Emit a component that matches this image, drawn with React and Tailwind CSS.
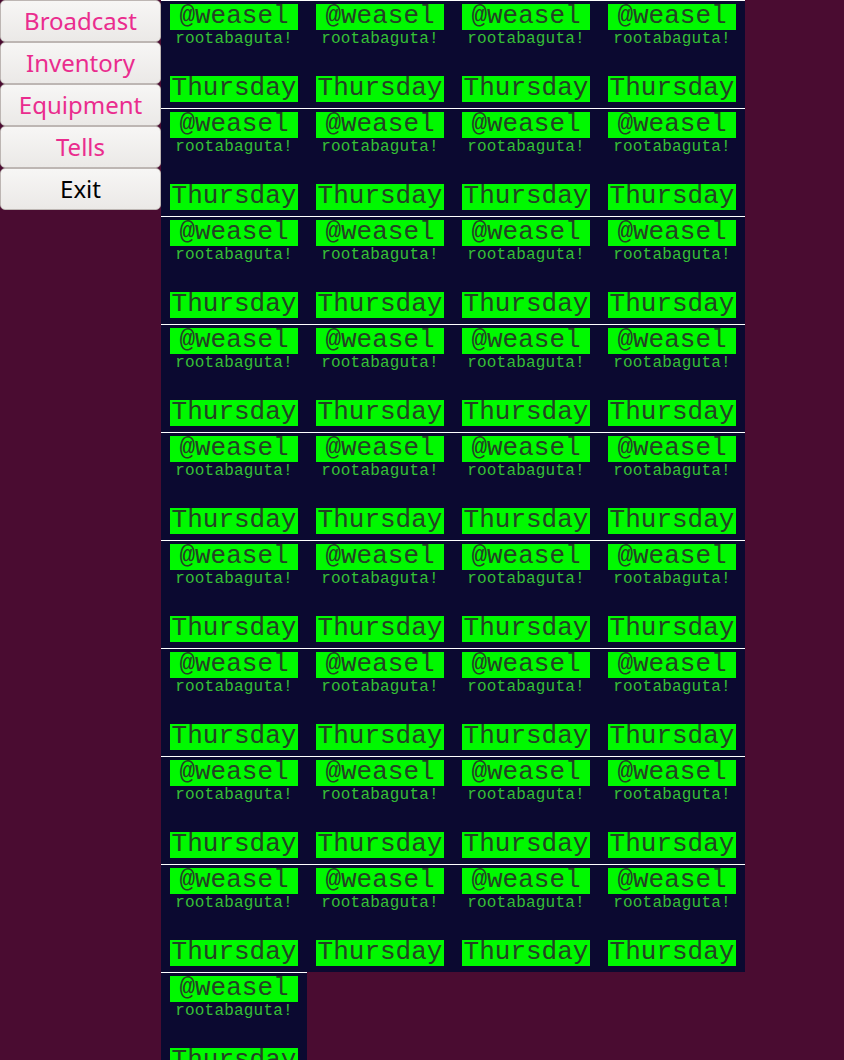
import React from "react";

const buttons = [
  { label: "Broadcast", color: "text-[#ea2c8e]" },
  { label: "Inventory", color: "text-[#ea2c8e]" },
  { label: "Equipment", color: "text-[#ea2c8e]" },
  { label: "Tells", color: "text-[#ea2c8e]" },
  { label: "Exit", color: "text-black" },
];

function Cell() {
  return (
    <div className="w-[146px] h-[108px] bg-[#0b0930] border-t border-white flex flex-col items-center">
      <div className="mt-[3px] w-[128px] h-[26px] bg-[#00f900] flex items-start justify-center pt-[0px] text-[26px] leading-[24px] text-[#244224] [font-family:'Liberation_Mono',monospace]">
        @weasel
      </div>
      <div className="mt-[1px] text-[16px] leading-[16px] text-[#36c036] [font-family:'Liberation_Mono',monospace] tracking-[0.2px]">
        rootabaguta!
      </div>
      <div className="mt-[29px] w-[128px] h-[26px] bg-[#00f900] flex items-start justify-center text-[26px] leading-[24px] text-[#244224] [font-family:'Liberation_Mono',monospace]">
        Thursday
      </div>
    </div>
  );
}

export default function App() {
  const cells = Array.from({ length: 37 });
  return (
    <div className="w-[844px] h-[1060px] overflow-hidden bg-[#4a0c31] flex items-start">
      <div className="w-[161px] flex flex-col">
        {buttons.map((b) => (
          <div
            key={b.label}
            className={`h-[42px] w-[161px] rounded-[5px] border border-[#bdb6b3] bg-gradient-to-b from-[#f7f6f5] to-[#ebe9e7] flex items-center justify-center text-[24px] ${b.color} [font-family:'Noto_Sans',sans-serif]`}
          >
            {b.label}
          </div>
        ))}
      </div>
      <div className="w-[584px] flex flex-wrap content-start">
        {cells.map((_, i) => (
          <Cell key={i} />
        ))}
      </div>
    </div>
  );
}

YOUR GOAL:
Copy all the lines of data exactly as they appear, dropping any images.

RESULT OF THIS TASK:
Emit a component that matches this image, drawn with React and Tailwind CSS.
import React from "react";

const buttons = [
  { label: "Broadcast", color: "text-[#ea2c8e]" },
  { label: "Inventory", color: "text-[#ea2c8e]" },
  { label: "Equipment", color: "text-[#ea2c8e]" },
  { label: "Tells", color: "text-[#ea2c8e]" },
  { label: "Exit", color: "text-black" },
];

function Cell() {
  return (
    <div className="w-[146px] h-[108px] bg-[#0b0930] border-t border-white flex flex-col items-center">
      <div className="mt-[3px] w-[128px] h-[26px] bg-[#00f900] flex items-start justify-center pt-[0px] text-[26px] leading-[24px] text-[#244224] [font-family:'Liberation_Mono',monospace]">
        @weasel
      </div>
      <div className="mt-[1px] text-[16px] leading-[16px] text-[#36c036] [font-family:'Liberation_Mono',monospace] tracking-[0.2px]">
        rootabaguta!
      </div>
      <div className="mt-[29px] w-[128px] h-[26px] bg-[#00f900] flex items-start justify-center text-[26px] leading-[24px] text-[#244224] [font-family:'Liberation_Mono',monospace]">
        Thursday
      </div>
    </div>
  );
}

export default function App() {
  const cells = Array.from({ length: 37 });
  return (
    <div className="w-[844px] h-[1060px] overflow-hidden bg-[#4a0c31] flex items-start">
      <div className="w-[161px] flex flex-col">
        {buttons.map((b) => (
          <div
            key={b.label}
            className={`h-[42px] w-[161px] rounded-[5px] border border-[#bdb6b3] bg-gradient-to-b from-[#f7f6f5] to-[#ebe9e7] flex items-center justify-center text-[24px] ${b.color} [font-family:'Noto_Sans',sans-serif]`}
          >
            {b.label}
          </div>
        ))}
      </div>
      <div className="w-[584px] flex flex-wrap content-start">
        {cells.map((_, i) => (
          <Cell key={i} />
        ))}
      </div>
    </div>
  );
}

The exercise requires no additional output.